SCOTUS to hear TC Heartland case on patent venue

The US Supreme Court has agreed to hear an appeal concerning restrictions on where patent claims can be filed.

On Wednesday, December 14, the court  granted TC Heartland’s writ of certiorari,  filed in September this year.

The case stems from a patent infringement lawsuit brought by Kraft Foods against TC Heartland, an Indiana-based company that creates water enhancers.

Kraft sued at the US District Court for the District of Delaware, and TC Heartland unsuccessfully asked the judge to transfer the case to the US District Court for the Southern District of Indiana.

TC Heartland appealed against the decision to the US Court of Appeals for the Federal Circuit.

Critics, including the Electronic Frontier Foundation (EFF),  stepped into the fray, asking the court to change the rules in a bid to limit the number of lawsuits being filed at the US District Court for the Eastern District of Texas, a popular destination for patent claims.

The Texas court was not part of the proceedings, but was brought into consideration as part of the argument put forward by the EFF.

But, in April this year, WIPR  reported that the appeals court handed down a judgment denying TC Heartland’s petition for a writ of mandamus.
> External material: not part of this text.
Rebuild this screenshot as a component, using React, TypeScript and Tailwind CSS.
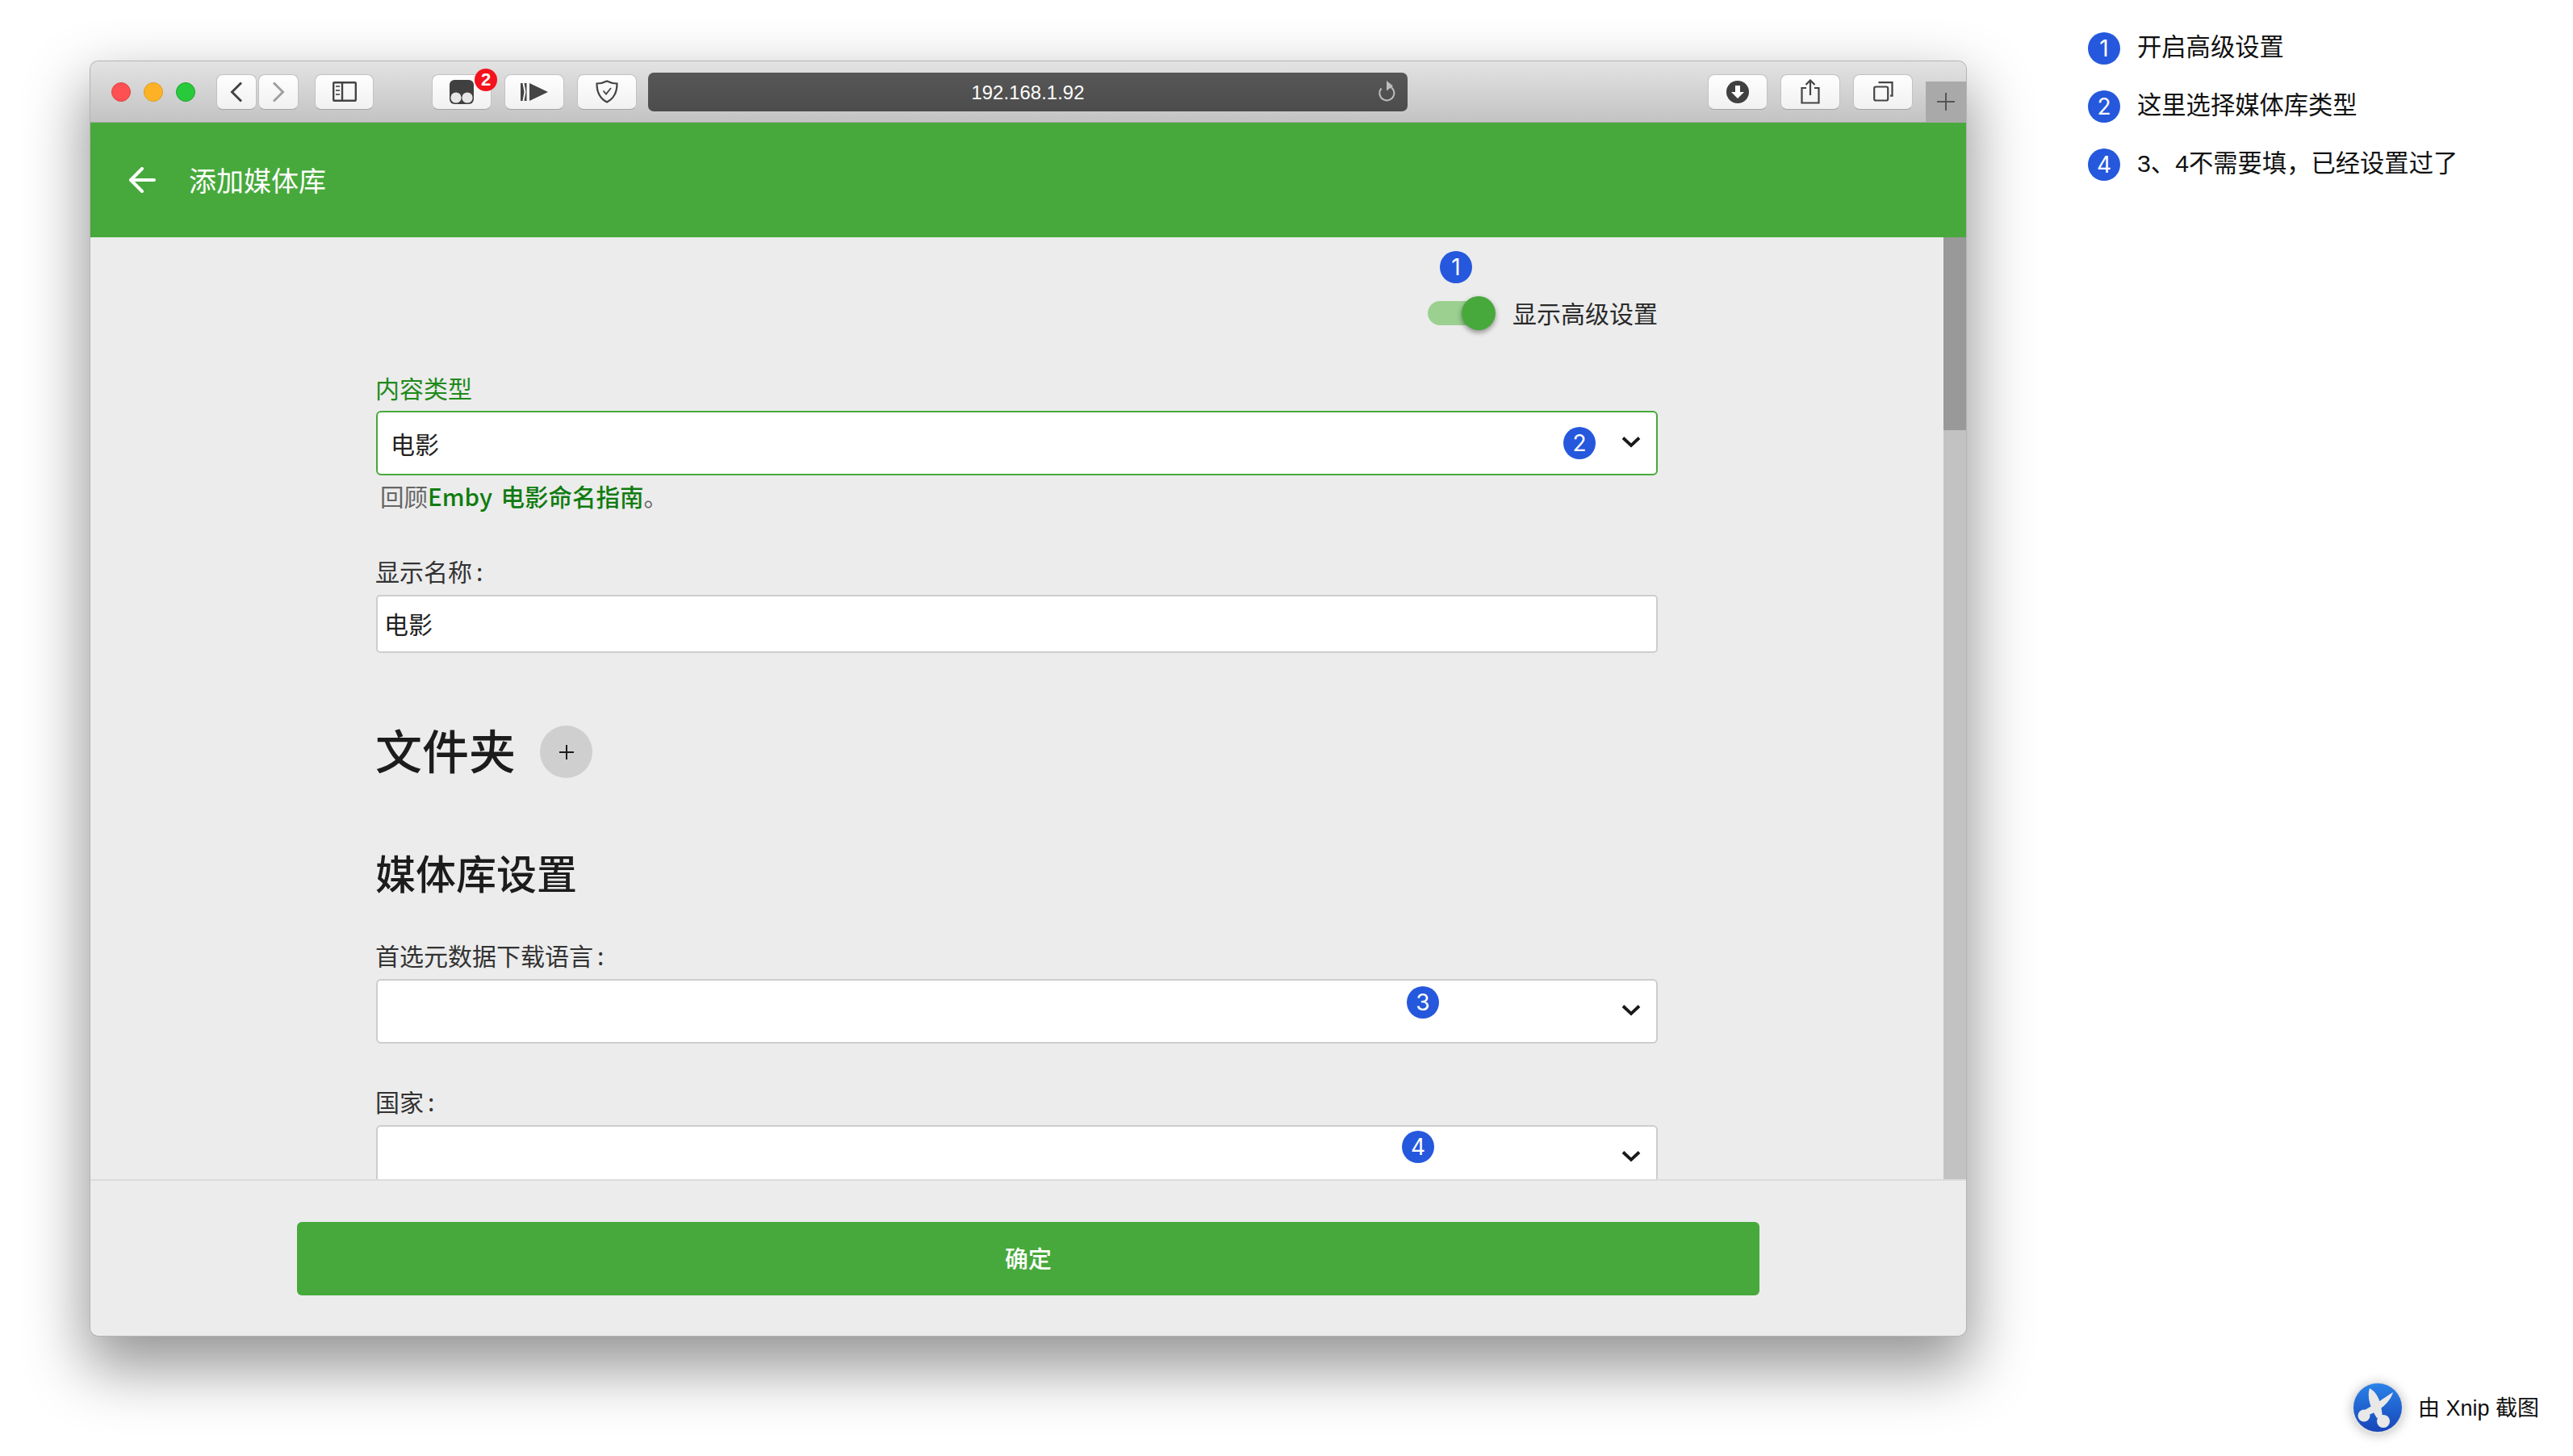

The Indiana-based company had urged the court to cast aside a 26-year-old ruling that said patent suits can be filed in any district where the defendant sells its products.

The ruling, VE Holding Corp v Johnson Gas Appliance, held that a proper venue for action could be any district where a defendant “has sufficient contacts for personal jurisdiction”.

Now, the Supreme Court will answer the question of whether 28 USC, section 1400(b) is the sole and exclusive provision governing venue in patent infringement actions and is not to be supplemented by 28 USC, section 1391(c).

Section 1400(b), the patent venue statute, provides that patent infringement actions “may be brought in the judicial district where the defendant resides”.

Section 1391, the statute governing “venue generally”, has “long contained”a subsection (c) that, where applicable, deems a corporate entity to reside in multiple judicial districts.

In October, a number of amicus briefs were submitted to the court, including from the EFF, Washington Legal Foundation and Dell.

In a statement, the EFF said: “We’re glad to see that the Supreme Court has agreed to hear this important case that could significantly curtail some of the worst actors in the patent game. EFF will be there to urge the court to restore balance and fairness in patent litigation.”

Tom Duston, partner at Marshall Gerstein, said: “If recent history is any guide, the Supreme Court generally does not accept review of decisions of the Federal Circuit with the expectation of merely affirming those decisions.”

He added that one thing that will weigh on the court’s mind is the practical implication of shifting patent litigation.

“Also, the court cannot be ignorant of the potential implications for currently pending cases. They may seek some way of ensuring that making their ruling is prospective only,” said Duston.

If TC Heartland’s appeal is rejected, the status quo will be maintained, “a status quo in which the bulk of patent filings continue to be made in the Eastern District of Texas”.